274. Going Invisible 2

Burning everything down isn’t always a bad thing, John Darnielle tells us in “Going Invisible 2.”

Track: “Going Invisible 2”
Album: In League with Dragons (2019)

You don’t need me to tell you what a two on the end of a song title means, but it is interesting that not all of them have available prequels. “Insurance Fraud #2” doesn’t have a #1, it’s titled that way because it’s the second take and John Darnielle liked the train sounds so much that he used the second take as the official one. That’s mostly trivia and most of the time the two is meant to show you this is part of a series.

The first “Going Invisible” is an unreleased song from Get Lonely, with lines like “but who’d smile back at a face like that.” John Darnielle sings very high on it, giving a distance and a loneliness to what’s already a sad song, and the character feels right at home on Get Lonely even if it didn’t make the final track list. The sequel borrows even more than the sequel songs usually do. The original chorus talks about breaking something and sweeping the pieces away. The sequel is ready to burn it all down, today, and sweep the ashes away.

“I’m gonna break something” is a small threat. It might be a serious one, but it pales when compared to “I’m gonna burn it all down today.” This is the escalation that comes with time, but it also reflects the different tone of the two albums. Get Lonely can be a difficult listen in the wrong headspace. The characters are dealing with real fear and they’re extremely close to the sources. In League with Dragons is John Darnielle revisiting his entire catalog, and, by extension, his entire life.
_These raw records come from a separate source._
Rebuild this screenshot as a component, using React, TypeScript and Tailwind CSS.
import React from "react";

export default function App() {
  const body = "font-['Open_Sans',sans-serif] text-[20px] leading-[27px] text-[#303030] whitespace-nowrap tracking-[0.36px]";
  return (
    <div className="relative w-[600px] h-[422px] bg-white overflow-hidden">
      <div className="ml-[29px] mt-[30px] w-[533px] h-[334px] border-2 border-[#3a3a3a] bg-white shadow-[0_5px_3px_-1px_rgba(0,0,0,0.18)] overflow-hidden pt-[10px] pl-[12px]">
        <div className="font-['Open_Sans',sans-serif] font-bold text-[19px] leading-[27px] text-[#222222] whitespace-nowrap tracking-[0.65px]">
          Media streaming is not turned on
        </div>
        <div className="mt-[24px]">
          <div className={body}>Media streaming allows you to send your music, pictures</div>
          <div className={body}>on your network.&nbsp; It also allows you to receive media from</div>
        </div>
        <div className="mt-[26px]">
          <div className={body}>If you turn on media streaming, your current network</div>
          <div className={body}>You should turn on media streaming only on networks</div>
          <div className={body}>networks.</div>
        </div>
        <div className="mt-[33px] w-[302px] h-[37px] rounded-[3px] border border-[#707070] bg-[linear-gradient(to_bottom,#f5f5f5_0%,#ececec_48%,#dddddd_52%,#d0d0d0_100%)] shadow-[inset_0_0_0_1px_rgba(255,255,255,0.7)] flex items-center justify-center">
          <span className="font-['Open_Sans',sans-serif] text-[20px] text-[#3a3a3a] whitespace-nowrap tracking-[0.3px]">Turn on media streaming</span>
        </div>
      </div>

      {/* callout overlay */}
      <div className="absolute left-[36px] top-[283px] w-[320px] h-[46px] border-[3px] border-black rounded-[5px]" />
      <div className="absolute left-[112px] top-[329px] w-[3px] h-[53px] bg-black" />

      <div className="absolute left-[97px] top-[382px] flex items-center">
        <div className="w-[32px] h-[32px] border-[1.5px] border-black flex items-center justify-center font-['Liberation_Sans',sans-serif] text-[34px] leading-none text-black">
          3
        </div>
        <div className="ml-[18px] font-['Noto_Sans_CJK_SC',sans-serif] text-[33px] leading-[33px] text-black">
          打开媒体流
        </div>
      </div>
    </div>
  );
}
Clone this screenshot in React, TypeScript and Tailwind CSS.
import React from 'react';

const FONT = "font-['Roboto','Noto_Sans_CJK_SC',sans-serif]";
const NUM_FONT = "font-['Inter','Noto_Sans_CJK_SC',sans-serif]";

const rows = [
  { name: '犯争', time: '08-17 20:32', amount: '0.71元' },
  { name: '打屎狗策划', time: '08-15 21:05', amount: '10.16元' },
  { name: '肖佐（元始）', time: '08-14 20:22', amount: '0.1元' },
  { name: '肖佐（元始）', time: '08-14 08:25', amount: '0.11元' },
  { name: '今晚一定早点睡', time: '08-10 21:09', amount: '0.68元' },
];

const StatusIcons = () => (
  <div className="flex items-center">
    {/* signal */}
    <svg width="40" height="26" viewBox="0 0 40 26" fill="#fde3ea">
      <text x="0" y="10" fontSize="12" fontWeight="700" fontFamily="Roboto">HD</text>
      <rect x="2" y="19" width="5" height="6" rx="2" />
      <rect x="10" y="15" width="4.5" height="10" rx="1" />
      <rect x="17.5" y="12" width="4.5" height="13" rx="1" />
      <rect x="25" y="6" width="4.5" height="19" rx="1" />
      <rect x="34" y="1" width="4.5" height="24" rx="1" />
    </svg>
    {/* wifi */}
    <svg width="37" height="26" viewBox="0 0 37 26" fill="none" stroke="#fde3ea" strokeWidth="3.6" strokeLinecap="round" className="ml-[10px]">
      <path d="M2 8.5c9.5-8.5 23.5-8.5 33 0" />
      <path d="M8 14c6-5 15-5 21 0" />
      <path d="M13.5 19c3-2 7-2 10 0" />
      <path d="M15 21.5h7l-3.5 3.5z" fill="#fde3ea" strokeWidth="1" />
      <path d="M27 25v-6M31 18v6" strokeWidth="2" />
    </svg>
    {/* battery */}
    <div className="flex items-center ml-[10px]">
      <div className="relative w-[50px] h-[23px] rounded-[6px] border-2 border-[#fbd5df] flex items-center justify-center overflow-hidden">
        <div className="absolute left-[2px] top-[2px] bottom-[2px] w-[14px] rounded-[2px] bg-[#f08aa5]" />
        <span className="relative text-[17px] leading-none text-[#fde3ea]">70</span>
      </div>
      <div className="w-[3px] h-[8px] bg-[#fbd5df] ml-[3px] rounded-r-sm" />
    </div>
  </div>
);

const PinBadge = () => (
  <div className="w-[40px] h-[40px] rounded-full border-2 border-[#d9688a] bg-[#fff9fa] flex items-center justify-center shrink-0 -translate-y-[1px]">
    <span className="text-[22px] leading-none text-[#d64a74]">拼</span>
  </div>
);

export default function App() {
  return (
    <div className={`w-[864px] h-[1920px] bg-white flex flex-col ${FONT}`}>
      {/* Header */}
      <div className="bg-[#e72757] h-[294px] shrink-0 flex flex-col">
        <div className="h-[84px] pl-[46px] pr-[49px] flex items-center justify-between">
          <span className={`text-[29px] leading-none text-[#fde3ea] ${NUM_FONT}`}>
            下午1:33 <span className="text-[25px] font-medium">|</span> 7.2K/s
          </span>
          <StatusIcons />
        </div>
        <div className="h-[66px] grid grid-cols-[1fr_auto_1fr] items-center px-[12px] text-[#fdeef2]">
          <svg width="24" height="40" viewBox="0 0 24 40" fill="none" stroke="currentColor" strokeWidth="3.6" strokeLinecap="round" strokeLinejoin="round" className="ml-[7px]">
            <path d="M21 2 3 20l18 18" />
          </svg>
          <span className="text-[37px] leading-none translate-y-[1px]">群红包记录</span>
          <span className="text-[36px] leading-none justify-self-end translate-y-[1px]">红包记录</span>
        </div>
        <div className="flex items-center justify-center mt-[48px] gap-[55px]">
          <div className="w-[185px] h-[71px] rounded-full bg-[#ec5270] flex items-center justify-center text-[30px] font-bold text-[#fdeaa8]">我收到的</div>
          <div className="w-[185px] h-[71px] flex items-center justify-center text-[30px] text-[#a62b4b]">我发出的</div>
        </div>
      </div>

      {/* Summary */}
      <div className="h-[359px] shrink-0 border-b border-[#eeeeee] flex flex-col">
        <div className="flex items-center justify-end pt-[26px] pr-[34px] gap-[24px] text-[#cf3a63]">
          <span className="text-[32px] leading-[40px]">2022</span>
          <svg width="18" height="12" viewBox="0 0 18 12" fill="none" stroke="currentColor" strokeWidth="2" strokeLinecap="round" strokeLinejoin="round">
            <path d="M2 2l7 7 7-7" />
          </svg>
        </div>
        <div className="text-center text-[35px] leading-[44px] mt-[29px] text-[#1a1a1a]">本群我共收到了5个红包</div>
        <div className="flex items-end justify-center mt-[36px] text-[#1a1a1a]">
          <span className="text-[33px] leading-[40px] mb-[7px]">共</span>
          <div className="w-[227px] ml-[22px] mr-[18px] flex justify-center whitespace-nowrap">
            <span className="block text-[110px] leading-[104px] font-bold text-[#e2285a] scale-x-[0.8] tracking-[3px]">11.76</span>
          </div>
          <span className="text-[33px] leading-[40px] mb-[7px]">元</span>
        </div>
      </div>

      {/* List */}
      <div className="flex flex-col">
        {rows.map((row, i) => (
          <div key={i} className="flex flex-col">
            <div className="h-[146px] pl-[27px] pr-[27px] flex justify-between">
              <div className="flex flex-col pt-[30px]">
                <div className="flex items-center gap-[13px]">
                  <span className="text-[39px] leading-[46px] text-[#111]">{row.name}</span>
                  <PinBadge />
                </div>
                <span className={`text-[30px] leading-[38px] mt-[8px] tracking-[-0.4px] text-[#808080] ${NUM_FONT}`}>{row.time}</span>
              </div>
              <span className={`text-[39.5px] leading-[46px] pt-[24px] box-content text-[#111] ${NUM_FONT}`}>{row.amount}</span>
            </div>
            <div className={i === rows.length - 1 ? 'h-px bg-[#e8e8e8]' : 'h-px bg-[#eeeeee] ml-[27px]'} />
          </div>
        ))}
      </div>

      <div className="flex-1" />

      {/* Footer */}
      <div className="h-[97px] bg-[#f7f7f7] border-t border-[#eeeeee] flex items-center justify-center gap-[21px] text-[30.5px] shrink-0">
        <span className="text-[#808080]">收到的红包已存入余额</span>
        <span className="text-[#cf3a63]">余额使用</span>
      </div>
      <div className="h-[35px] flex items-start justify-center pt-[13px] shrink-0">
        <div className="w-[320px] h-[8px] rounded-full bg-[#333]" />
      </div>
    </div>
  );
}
It’s more palatable in this form. Not better or worse, but a moment that builds to triumphant destruction rather than the despondent kind.

254. Done Bleeding

The Mountain Goats explore the feeling of moving through points in your life in “Done Bleeding.”

Track: “Done Bleeding”
Album: In League with Dragons (2019)

John Darnielle has called In League with Dragons a very personal album. It started as a concept album of sorts and those bones are still there, but the one-two punch of “Done Bleeding” and “Younger” that opens the album tell you it is something else entirely as a finished product. At many live shows during the album launch, the band started shows with the two songs that start the album, in order. That’s uncommon, but it makes sense here as these are connected.

“Younger” is a puzzle filled with references to other Mountain Goats songs and “Done Bleeding” is a story about what happens after that. On I Only Listen to the Mountain Goats, a podcast I have to assume you’ve already listened to if you’re reading this, John Darnielle said the title refers to self-mutilation and the period of life after that stops. It’s a really compelling conversation, even among the other episodes that go deeper into song construction. The episode for “Done Bleeding” is interesting because John Darnielle rarely speaks this frankly about his writing, even on the podcast. He talks about the idea of a new part of one’s life where it’s possible to look at someone else that’s in a point you were once in and have difficulty relating to their situation. You aren’t better or worse off, but you aren’t where they are right now.

There are a lot of songs that dance around this emotion, but “Done Bleeding” confronts it directly. You are never really done with grief, with anxiety, with fear, but you recognize moments where you realize you have escaped something and hope that others who haven’t escaped yet find their way out. This is a song not about pitying that person, but about your own next steps and the process of moving on.